Logging
All services use Pino for structured JSON logging. Logs include request IDs, job IDs, and chain identifiers for tracing.
Log Format
{
"level": "info",
"time": 1717585200000,
"requestId": "abc123",
"chain": "solana",
"msg": "Request completed",
"method": "GET",
"path": "/api/v1/wallets/7xKp.../rating",
"statusCode": 200,
"responseTime": 45
}
Log Levels
| Level |
Usage |
error |
Errors requiring attention |
warn |
Recoverable issues, deprecated usage |
info |
Request/response, job completion |
debug |
Detailed debugging (dev only) |
Key Metrics
Parser Metrics (Per Chain)
| Metric |
Description |
parser.{chain}.success_rate |
% of transactions parsed successfully |
parser.{chain}.unknown_protocol_rate |
% falling back to unknown |
parser.{chain}.latency_ms |
Time to parse a transaction |
parser.{chain}.mev_detected |
MEV attacks detected |
API Metrics
| Metric |
Description |
api.request_count |
Total requests by endpoint |
api.error_rate |
5xx error rate |
api.p99_latency |
99th percentile response time |
api.rate_limit_hits |
Rate limit rejections |
Worker Metrics
| Metric |
Description |
worker.job_queue_depth |
Pending jobs in queue |
worker.job_success_rate |
% of jobs completing successfully |
worker.backfill_throughput |
Transactions processed per minute |
worker.webhook_delivery_rate |
Successful webhook deliveries |
Intelligence Metrics
| Metric |
Description |
intelligence.wallets_flagged |
New wallets flagged per hour |
intelligence.copy_detections |
Copy trading alerts generated |
intelligence.decay_transitions |
Sharp → Fading → Dead transitions |
Health Checks
Each service exposes a /health endpoint with multi-chain status:
GET /health
{
"status": "healthy",
"version": "1.0.0",
"timestamp": "2026-06-05T12:00:00Z",
"checks": {
"database": "ok",
"job_queue": "ok",
"chains": {
"solana": "ok",
"base": "ok",
"hyperliquid": "ok"
}
}
}
Alerting & Alarms
Critical alerts are configured using Cloudflare Workers Alarms and external monitoring.
Critical Alarms P1
| Alarm |
Threshold |
Action |
| Parser failure rate |
> 5% |
Page on-call, investigate protocol change |
| API error rate |
> 1% |
Page on-call, check deployments |
| Database connections |
> 80% |
Scale pool, investigate leaks |
| Chain RPC down |
Any chain offline |
Failover to backup RPC |
Warning Alarms P2
| Alarm |
Threshold |
Action |
| Job queue depth |
> 1000 |
Scale workers, investigate backlog |
| Webhook delivery failures |
> 5% |
Retry logic, notify customer |
| Unknown protocol rate |
> 10% |
Add new DEX normalizer |
| API p99 latency |
> 5s |
Investigate slow queries |
Cloudflare Workers Alarms
The API uses Durable Objects for scheduled alarm handling:
// Alarm service for scheduled tasks
class AlarmService {
// Scheduled jobs
async scheduleDecayCheck(walletId: string, nextCheck: Date) {
await this.state.storage.setAlarm(nextCheck.getTime());
}
async alarm() {
// Execute scheduled decay state check
await this.checkDecayState();
// Reschedule next check
await this.scheduleNextCheck();
}
}
Scheduled Alarms
| Alarm |
Frequency |
Purpose |
| Decay state check |
Hourly per wallet |
Update sharp → fading → dead |
| Cohort snapshot |
Daily |
Generate cohort retention data |
| Rating recalculation |
6 hours |
Update wallet scores |
| Copy detection scan |
15 minutes |
Detect new copy patterns |
Parser failure rate is the most critical metric.

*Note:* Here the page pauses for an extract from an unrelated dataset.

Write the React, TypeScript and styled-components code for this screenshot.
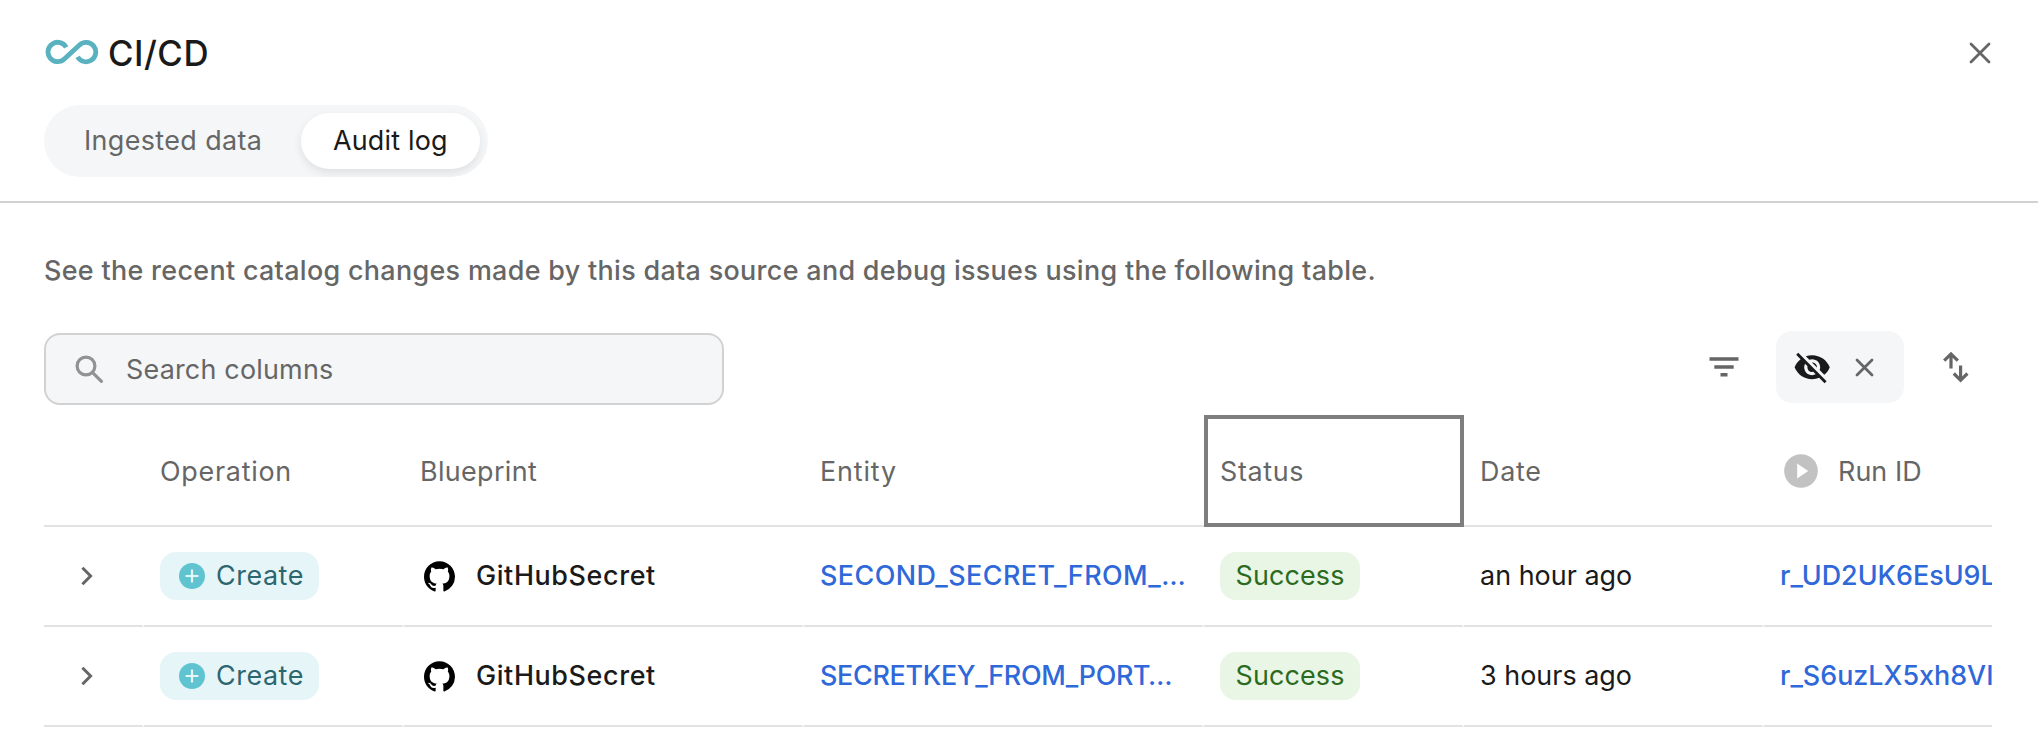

It's the first sign of a protocol change or new transaction type.
Recovery Procedures
Parser Regression
- Identify failing transaction signatures in logs
- Reproduce locally with
pnpm --filter cli test-tx <signature>
- Check for protocol/program ID changes
- Update normalizer or add new one
- Deploy and verify success rate recovers
Chain RPC Outage
- Alarms trigger on health check failure
- Automatic failover to backup RPC (if configured)
- Manual intervention if all RPCs fail
- Jobs are retried with exponential backoff
Never manually delete jobs from the queue. Use the admin API to mark them as failed if needed.